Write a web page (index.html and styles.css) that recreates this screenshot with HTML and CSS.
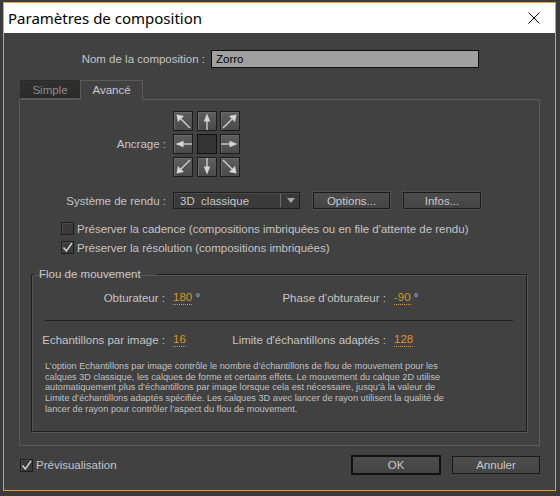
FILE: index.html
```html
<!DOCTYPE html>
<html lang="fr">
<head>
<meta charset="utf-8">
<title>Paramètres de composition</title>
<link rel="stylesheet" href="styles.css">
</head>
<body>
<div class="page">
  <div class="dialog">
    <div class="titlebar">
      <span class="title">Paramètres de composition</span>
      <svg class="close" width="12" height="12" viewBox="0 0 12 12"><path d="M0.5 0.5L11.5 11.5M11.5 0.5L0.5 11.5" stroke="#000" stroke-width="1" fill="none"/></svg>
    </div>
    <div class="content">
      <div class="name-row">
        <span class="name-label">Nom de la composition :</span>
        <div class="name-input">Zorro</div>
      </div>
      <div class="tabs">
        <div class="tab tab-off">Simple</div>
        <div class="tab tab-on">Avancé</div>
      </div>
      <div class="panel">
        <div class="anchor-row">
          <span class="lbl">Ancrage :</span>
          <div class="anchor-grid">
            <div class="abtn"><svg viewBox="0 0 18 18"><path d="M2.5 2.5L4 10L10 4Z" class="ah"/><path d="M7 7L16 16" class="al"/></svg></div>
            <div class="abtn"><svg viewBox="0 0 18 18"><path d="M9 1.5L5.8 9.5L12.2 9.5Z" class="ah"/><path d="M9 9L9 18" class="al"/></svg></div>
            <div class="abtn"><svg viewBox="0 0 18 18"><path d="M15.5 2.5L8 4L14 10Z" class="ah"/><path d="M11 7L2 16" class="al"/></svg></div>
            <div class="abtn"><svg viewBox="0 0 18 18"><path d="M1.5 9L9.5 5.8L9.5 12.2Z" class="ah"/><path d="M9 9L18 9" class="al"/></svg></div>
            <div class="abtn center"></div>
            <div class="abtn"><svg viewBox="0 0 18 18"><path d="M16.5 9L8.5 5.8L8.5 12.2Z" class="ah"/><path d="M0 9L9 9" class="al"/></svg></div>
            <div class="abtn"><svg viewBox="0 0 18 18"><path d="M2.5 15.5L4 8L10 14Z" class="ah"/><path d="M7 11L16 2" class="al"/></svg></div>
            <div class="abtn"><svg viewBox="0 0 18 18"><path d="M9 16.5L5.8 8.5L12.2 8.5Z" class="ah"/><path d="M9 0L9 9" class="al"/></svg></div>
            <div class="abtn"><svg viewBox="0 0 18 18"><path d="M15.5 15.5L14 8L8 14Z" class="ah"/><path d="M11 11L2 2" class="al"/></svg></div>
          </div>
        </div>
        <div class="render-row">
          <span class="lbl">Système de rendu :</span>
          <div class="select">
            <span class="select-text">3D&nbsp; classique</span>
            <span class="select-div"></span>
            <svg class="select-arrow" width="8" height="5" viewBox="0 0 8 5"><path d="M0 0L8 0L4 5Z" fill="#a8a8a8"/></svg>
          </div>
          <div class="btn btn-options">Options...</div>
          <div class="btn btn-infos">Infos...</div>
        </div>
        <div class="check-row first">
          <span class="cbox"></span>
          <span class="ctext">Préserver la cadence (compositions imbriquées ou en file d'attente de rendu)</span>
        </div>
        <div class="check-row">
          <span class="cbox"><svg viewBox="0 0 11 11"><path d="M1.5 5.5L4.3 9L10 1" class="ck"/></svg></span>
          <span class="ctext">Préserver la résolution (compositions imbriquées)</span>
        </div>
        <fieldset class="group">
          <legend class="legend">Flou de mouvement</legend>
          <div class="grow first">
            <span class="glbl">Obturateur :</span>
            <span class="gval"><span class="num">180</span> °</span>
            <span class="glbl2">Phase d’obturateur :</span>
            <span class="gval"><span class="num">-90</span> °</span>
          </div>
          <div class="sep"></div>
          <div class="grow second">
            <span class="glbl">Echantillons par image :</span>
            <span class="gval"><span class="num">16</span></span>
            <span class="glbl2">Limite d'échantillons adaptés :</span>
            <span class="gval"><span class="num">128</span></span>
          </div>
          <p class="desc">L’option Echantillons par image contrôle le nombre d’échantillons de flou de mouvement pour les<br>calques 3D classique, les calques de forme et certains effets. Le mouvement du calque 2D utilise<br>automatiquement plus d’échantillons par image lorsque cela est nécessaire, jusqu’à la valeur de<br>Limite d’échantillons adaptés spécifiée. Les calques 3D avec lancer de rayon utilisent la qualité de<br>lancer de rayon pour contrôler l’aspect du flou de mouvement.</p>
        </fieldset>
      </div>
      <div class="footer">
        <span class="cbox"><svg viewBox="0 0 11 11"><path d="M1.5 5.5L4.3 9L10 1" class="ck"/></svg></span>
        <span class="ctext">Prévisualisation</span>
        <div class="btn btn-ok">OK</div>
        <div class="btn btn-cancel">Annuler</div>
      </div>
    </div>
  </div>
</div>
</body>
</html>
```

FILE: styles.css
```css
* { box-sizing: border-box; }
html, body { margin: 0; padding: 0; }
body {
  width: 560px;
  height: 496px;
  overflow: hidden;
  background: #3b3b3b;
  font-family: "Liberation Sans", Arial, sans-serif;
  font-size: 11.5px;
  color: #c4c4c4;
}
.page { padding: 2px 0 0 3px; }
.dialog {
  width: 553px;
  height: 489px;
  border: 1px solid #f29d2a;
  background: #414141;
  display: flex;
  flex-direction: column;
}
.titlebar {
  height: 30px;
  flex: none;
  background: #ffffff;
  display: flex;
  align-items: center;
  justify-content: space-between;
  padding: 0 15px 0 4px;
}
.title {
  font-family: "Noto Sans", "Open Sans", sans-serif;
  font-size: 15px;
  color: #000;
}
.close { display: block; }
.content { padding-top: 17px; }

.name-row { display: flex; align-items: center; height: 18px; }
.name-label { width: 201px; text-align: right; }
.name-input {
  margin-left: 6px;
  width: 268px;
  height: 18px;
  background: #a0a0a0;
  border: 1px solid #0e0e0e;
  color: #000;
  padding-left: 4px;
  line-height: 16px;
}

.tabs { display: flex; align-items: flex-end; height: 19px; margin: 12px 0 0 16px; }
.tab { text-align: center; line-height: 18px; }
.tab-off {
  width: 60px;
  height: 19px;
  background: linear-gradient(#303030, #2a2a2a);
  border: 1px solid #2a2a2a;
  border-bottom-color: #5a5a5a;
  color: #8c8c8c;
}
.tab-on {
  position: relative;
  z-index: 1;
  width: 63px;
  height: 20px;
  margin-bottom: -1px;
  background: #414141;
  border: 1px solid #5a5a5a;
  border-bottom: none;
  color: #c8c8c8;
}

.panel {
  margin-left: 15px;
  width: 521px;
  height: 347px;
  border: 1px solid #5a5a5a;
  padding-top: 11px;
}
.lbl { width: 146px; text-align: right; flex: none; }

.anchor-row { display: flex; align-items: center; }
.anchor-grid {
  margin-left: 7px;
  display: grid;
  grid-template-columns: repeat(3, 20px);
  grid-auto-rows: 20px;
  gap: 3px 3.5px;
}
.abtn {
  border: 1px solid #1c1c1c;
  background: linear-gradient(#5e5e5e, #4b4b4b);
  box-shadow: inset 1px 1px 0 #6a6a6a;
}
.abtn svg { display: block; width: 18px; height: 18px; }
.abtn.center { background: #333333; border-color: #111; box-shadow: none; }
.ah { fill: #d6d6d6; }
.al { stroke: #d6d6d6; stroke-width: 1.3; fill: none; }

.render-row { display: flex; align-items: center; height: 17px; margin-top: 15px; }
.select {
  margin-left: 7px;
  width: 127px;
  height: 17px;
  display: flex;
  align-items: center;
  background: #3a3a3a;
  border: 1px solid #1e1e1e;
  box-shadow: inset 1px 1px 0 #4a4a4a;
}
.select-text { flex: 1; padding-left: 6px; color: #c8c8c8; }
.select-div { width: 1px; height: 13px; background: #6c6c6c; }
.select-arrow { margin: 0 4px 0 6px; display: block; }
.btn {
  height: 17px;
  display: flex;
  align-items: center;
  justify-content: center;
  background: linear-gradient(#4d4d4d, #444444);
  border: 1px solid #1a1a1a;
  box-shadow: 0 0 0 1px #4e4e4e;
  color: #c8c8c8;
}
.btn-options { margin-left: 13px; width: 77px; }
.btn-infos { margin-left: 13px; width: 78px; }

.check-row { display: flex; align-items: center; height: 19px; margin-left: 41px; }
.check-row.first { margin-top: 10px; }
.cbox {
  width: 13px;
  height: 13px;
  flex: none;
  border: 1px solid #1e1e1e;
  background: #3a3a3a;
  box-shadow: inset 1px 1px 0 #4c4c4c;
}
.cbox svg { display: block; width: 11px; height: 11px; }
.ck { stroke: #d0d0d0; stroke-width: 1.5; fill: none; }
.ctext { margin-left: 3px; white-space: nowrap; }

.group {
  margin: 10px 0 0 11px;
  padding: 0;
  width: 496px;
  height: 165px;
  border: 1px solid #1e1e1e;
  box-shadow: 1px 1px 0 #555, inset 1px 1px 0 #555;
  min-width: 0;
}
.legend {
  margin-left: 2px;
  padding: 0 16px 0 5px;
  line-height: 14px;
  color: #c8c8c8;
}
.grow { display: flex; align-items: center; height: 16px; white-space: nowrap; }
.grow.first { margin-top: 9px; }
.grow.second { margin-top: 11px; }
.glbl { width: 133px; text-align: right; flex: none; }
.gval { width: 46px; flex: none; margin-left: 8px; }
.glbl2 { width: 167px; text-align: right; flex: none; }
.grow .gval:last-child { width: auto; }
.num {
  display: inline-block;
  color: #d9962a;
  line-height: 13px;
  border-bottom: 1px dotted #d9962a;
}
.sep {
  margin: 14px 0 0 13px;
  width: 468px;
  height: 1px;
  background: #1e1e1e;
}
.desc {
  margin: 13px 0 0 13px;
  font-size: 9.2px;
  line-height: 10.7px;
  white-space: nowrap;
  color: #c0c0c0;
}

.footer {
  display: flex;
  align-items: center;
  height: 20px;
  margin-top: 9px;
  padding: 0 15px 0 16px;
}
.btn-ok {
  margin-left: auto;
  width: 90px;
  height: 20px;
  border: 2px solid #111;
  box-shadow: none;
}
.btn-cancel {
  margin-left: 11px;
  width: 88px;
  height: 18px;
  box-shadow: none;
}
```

....

_Goal_
Write the number of lines containing the word "styles" and nothing besides it.

_Right answer_
3